The meeting, held on Thursday, Sept. 25, in the Great Hall of Town Hall, was facilitated by Chris Kluchman with Selectman Carolyn McCreary giving introductions along with Jim Fay.

Steve Cecil, of the Cecil Group, presented preliminary designs. Christopher Ryan, the town’s planning and development director, was also present.

The purpose of the meeting was to introduce preliminary designs to the public and to solicit input.

Public input focused mainly on aesthetics and possible amenities to the garages, including connections to the Rail Trail, gathering spaces for the public and possible eateries.

The meeting was a follow-up to the May 2007 meeting that introduced the garage plan to the public. The proposal calls for a two-site solution to the parking problem in downtown Ayer, while keeping the train station as a focal point of the downtown area.

“Keeping the train station is vital,” said Fay. He said that for the past year and a half, the town had been “working through the funding” while at the same time dealing with a new administration on Beacon Hill.

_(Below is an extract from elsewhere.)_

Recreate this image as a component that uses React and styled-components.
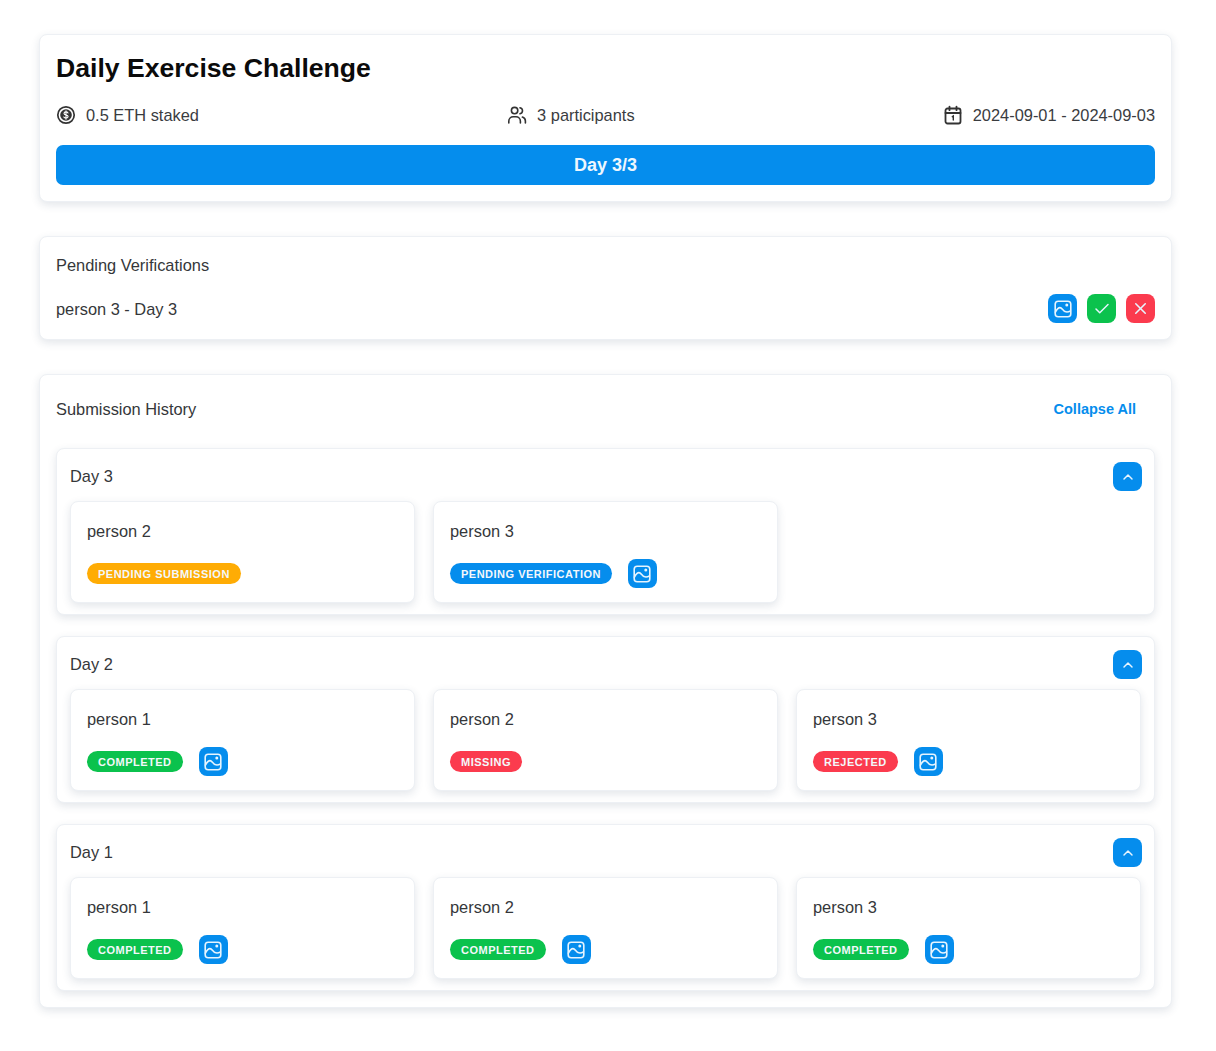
import styled, { createGlobalStyle } from 'styled-components';
import { Check, ChevronUp, X } from 'lucide-react';

const GlobalStyle = createGlobalStyle`
  html, body {
    margin: 0;
    padding: 0;
    background: #ffffff;
    font-family: "Liberation Sans", Arial, sans-serif;
    color: #2f3133;
  }
  * {
    box-sizing: border-box;
  }
`;

const colors = {
  blue: '#058ded',
  green: '#0bc24d',
  red: '#fb3b4e',
  orange: '#ffac04',
};

const Page = styled.div`
  width: 1216px;
  height: 1051px;
  padding: 34px 44px 0 39px;
  display: flex;
  flex-direction: column;
  gap: 34px;
`;

const Card = styled.section`
  background: #fff;
  border: 1px solid #edf0f4;
  border-radius: 8px;
  padding: ${(p) => p.$padding || '16px'};
  box-shadow: 0 3px 9px rgba(40, 60, 90, 0.13);
`;

const Title = styled.h1`
  margin: 0;
  height: 36px;
  line-height: 35px;
  font-size: 26.6px;
  font-weight: 700;
  color: #0b0b0b;
`;

const MetaRow = styled.div`
  margin-top: 13px;
  height: 30px;
  display: flex;
  align-items: center;
  justify-content: space-between;
`;

const Meta = styled.div`
  display: flex;
  align-items: center;
  gap: 10px;
  font-size: 16.4px;
  color: #3a3c3f;
`;

const ProgressBar = styled.div`
  margin-top: 15px;
  height: 40px;
  border-radius: 7px;
  background: ${colors.blue};
  color: #eef7fe;
  font-size: 18px;
  font-weight: 700;
  display: flex;
  align-items: center;
  justify-content: center;
`;

const SectionLabel = styled.div`
  font-size: 16.4px;
  line-height: 20px;
  color: #35373a;
`;

const DayLabel = styled(SectionLabel)`
  margin-bottom: 2px;
`;

const PendingRow = styled.div`
  margin-top: 19px;
  display: flex;
  align-items: center;
  justify-content: space-between;
`;

const ButtonGroup = styled.div`
  display: flex;
  gap: 10px;
`;

const IconButton = styled.button`
  width: 29px;
  height: 29px;
  padding: 0;
  border: none;
  border-radius: 8px;
  background: ${(p) => p.$color || colors.blue};
  color: #e6f4fe;
  display: flex;
  align-items: center;
  justify-content: center;
  flex-shrink: 0;
`;

const HistoryHeader = styled.div`
  height: 36px;
  padding-right: 19px;
  display: flex;
  align-items: center;
  justify-content: space-between;
`;

const CollapseAll = styled.span`
  font-size: 14.5px;
  font-weight: 700;
  color: ${colors.blue};
`;

const DayList = styled.div`
  margin-top: 21px;
  display: flex;
  flex-direction: column;
  gap: 21.2px;
`;

const DayHeader = styled.div`
  height: 29px;
  margin-right: -1px;
  display: flex;
  align-items: center;
  justify-content: space-between;
`;

const DayGrid = styled.div`
  margin-top: 10px;
  display: grid;
  grid-template-columns: repeat(3, 1fr);
  gap: 18px;
`;

const PersonCard = styled(Card)`
  height: 102px;
  padding: 20px 16px 0;
`;

const PersonName = styled.div`
  font-size: 16.4px;
  line-height: 19px;
  color: #35373a;
`;

const StatusRow = styled.div`
  margin-top: 18px;
  min-height: 29px;
  display: flex;
  align-items: center;
  gap: 16px;
`;

const Badge = styled.span`
  height: 21px;
  padding: 0 11px;
  border-radius: 11px;
  background: ${(p) => p.$color};
  color: #f3f8fb;
  font-size: 11px;
  font-weight: 700;
  letter-spacing: 0.5px;
  display: inline-flex;
  align-items: center;
`;

const DollarIcon = () => (
  <svg width="20" height="20" viewBox="0 0 20 20" fill="none">
    <circle cx="10" cy="10" r="8.2" stroke="#333" strokeWidth="1.7" />
    <circle cx="10" cy="10" r="5.8" fill="#333" />
    <path d="M12 7.900c-.4-.7-1.100-1-2-1-1.100 0-2 .5-2 1.500 0 2.200 4.100 1 4.100 3.200 0 1-.9 1.500-2.100 1.500-1 0-1.800-.4-2.200-1.100M10 5.800v8.400" stroke="#fff" strokeWidth="1.1" strokeLinecap="round" />
  </svg>
);

const UsersIcon = () => (
  <svg width="20" height="20" viewBox="0 0 20 20" fill="none" stroke="#333" strokeWidth="1.6" strokeLinecap="round">
    <circle cx="7.600" cy="5.600" r="3.200" />
    <path d="M1.800 18v-1.800c0-2.600 2-4.400 4.400-4.400h2.800c2.400 0 4.400 1.800 4.400 4.400V18" />
    <path d="M13 2.700c1.500.4 2.500 1.600 2.500 3s-1 2.600-2.500 3" />
    <path d="M15.400 12.100c1.800.5 3 2.100 3 4V18" />
  </svg>
);

const CalendarIcon = () => (
  <svg width="20" height="20" viewBox="0 0 20 20" fill="none" stroke="#333" strokeWidth="1.800" strokeLinecap="round">
    <rect x="2.500" y="3.500" width="15" height="15" rx="2" />
    <path d="M6.500 1.600v3.600M13.500 1.600v3.600M2.500 8h15" />
    <path d="M9.300 11.700l1-.6v4" strokeWidth="1.400" />
  </svg>
);

const ImageIcon = () => (
  <svg width="20" height="20" viewBox="0 0 20 20" fill="none" stroke="currentColor" strokeWidth="1.600" strokeLinecap="round" strokeLinejoin="round">
    <rect x="2.200" y="2.200" width="15.600" height="15.600" rx="3" />
    <path d="M2.400 13.200c1.400-2.800 3-4.600 4.600-4.600 1.800 0 3 3 5 4 2 .9 3.800.3 5.400-.6" />
    <circle cx="13.800" cy="6" r="0.700" />
  </svg>
);

const days = [
  {
    label: 'Day 3',
    entries: [
      { name: 'person 2', status: 'PENDING SUBMISSION', color: colors.orange },
      { name: 'person 3', status: 'PENDING VERIFICATION', color: colors.blue, image: true },
    ],
  },
  {
    label: 'Day 2',
    entries: [
      { name: 'person 1', status: 'COMPLETED', color: colors.green, image: true },
      { name: 'person 2', status: 'MISSING', color: colors.red },
      { name: 'person 3', status: 'REJECTED', color: colors.red, image: true },
    ],
  },
  {
    label: 'Day 1',
    entries: [
      { name: 'person 1', status: 'COMPLETED', color: colors.green, image: true },
      { name: 'person 2', status: 'COMPLETED', color: colors.green, image: true },
      { name: 'person 3', status: 'COMPLETED', color: colors.green, image: true },
    ],
  },
];

const App = () => {
  return (
    <Page>
      <GlobalStyle />

      <Card>
        <Title>Daily Exercise Challenge</Title>
        <MetaRow>
          <Meta><DollarIcon />0.5 ETH staked</Meta>
          <Meta><UsersIcon />3 participants</Meta>
          <Meta><CalendarIcon />2024-09-01 - 2024-09-03</Meta>
        </MetaRow>
        <ProgressBar>Day 3/3</ProgressBar>
      </Card>

      <Card $padding="18px 16px 16px">
        <SectionLabel>Pending Verifications</SectionLabel>
        <PendingRow>
          <SectionLabel>person 3 - Day 3</SectionLabel>
          <ButtonGroup>
            <IconButton><ImageIcon /></IconButton>
            <IconButton $color={colors.green}><Check size={18} strokeWidth={2} /></IconButton>
            <IconButton $color={colors.red}><X size={19} strokeWidth={2} /></IconButton>
          </ButtonGroup>
        </PendingRow>
      </Card>

      <Card>
        <HistoryHeader>
          <SectionLabel>Submission History</SectionLabel>
          <CollapseAll>Collapse All</CollapseAll>
        </HistoryHeader>
        <DayList>
          {days.map((day) => (
            <Card key={day.label} $padding="13px 13px 11px 13px">
              <DayHeader>
                <DayLabel>{day.label}</DayLabel>
                <IconButton><ChevronUp size={16} strokeWidth={2.2} /></IconButton>
              </DayHeader>
              <DayGrid>
                {day.entries.map((entry) => (
                  <PersonCard key={entry.name}>
                    <PersonName>{entry.name}</PersonName>
                    <StatusRow>
                      <Badge $color={entry.color}>{entry.status}</Badge>
                      {entry.image && <IconButton><ImageIcon /></IconButton>}
                    </StatusRow>
                  </PersonCard>
                ))}
              </DayGrid>
            </Card>
          ))}
        </DayList>
      </Card>
    </Page>
  );
};

export default App;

Steve Cecil gave the major presentation of the night, offering attendees five different preliminary designs, three for the Central Street garage and two for the larger Park Street garage.

Cecil, who lauded the idea of two garages, said there was “great wisdom” in splitting up the parking.

The proposed Central Street garage could hold between 110 and 140 cars, while the Park Street garage could hold 240 to 250, Cecil said, for a possible total of 350 to 390 spaces.

In proposing the designs, which focused on aesthetics, safety, security and environmental engineering, Cecil said the town should keep its standard high.

“Our job is to envision what could be and set our standards to those expectations,” Cecil said.

Of the three Central Street garage proposals, one would include a possible entrance off Main Street. The only problem with that scenario, said Cecil, could be that the sight-lines for oncoming traffic might not be long enough to be safe. “That is something that the highway engineers would have to work out,” he said.

The other two scenarios both included entrances from Central Street. All three garages would “connect with the downtown area” and allow shoppers to park their cars and walk to Main Street businesses.

The proposed garages would all create “some landscaping opportunities,” and open space, Cecil said, with “perhaps a statue, memorial or sculpture something like that.”

Of the three Central Street scenarios, the first was “efficient and simple,” he said, the second “very efficient but maybe not possible” and the third was the “most expensive, but with fewer spaces.”

The second proposed garage, on Park Street, would be “much, much more that a parking facility,” the designer said, in part due to its connection to the Rail Trail.

The garages will be paid for with $3.15 million from the federal government and $2 million from the state.

The idea for the garage first began in 1995 and was really put into focus when U.S. Rep. Martin Meehan pushed through federal funding in 2004. For the next few years, various groups, including the Downtown Parking Task Force, brought the idea closer to fruition until the idea was submitted to, and passed by the Board of Selectman and town meeting.